For the first time in a few decades the Australian Labor Party under Bill Shorten’s leadership was headed in the right (that is, the left) direction but was undone by Chris Bowen’s insistence on delivering a budget surplus bigger and better than Josh Frydenberg’s. In the immediate aftermath of the loss, that old fox Graham Richardson said Labor could have managed either negative gearing or franked credits but not both.

Recently another old fox, Donald Trump, has shown how easy it is to deflect the Democrats from their central Keynesian mission into the chaos of gender and race “identity politics” while the capitalists laugh all the way to the bank. In the 6 June New York Review of Books historian Adam Tooze writes about Cambridge politics professor David Runciman’s book, “How Democracy Ends.” Tooze identifies the existential problem of our times.
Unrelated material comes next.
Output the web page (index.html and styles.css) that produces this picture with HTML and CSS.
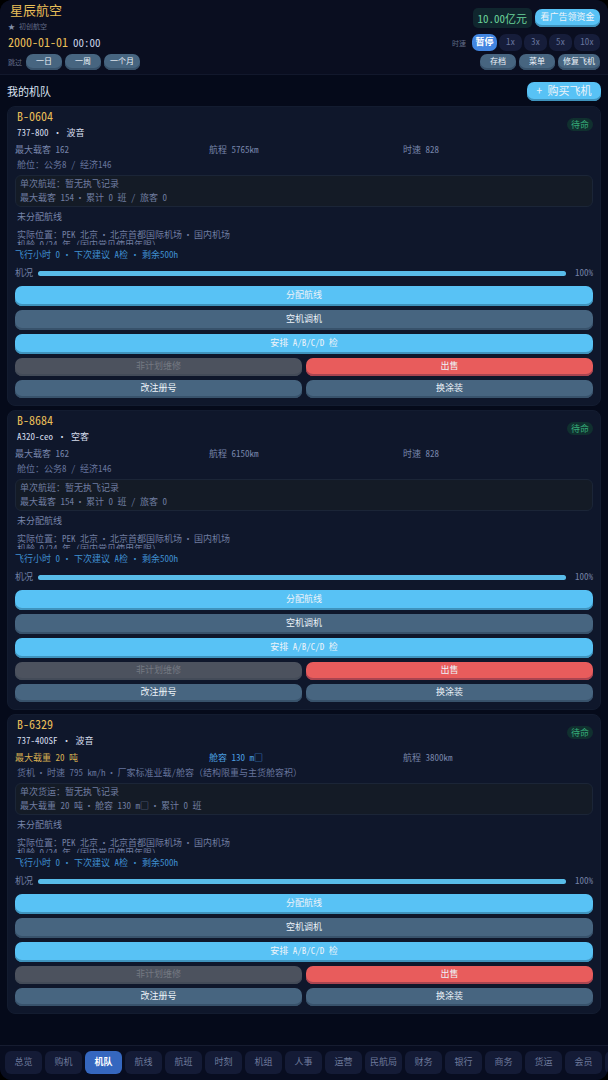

“”Democracy is unlikely to end with a bang. But all the more likely is the possibility that it will expire with a whimper. There doesn’t seem to be the level of national solidarity that would be required to address the challenge of mounting inequality by raising income and wealth taxes or undertaking comprehensive welfare reform — the reforms that were the achievement of the mid-twentieth century and were in large part spurred by the huge mobilisation efforts of the two world wars.”

The world is facing monumental problems way beyond the capabilities of any individual or political party to solve. We all need to lift our game. Yet here we are in Australia with our Parliament about to engage in a futile attempt to placate the prejudices of religious bigots. If the various religions wish to survive the 21st Century they need a congregation. That means they need relevance. They will have to survive on their merits, not by leaning on politicians to legislate the population back to the Dark Ages.

Jerry Roberts is a former parliamentary reporter and a member of the ALP.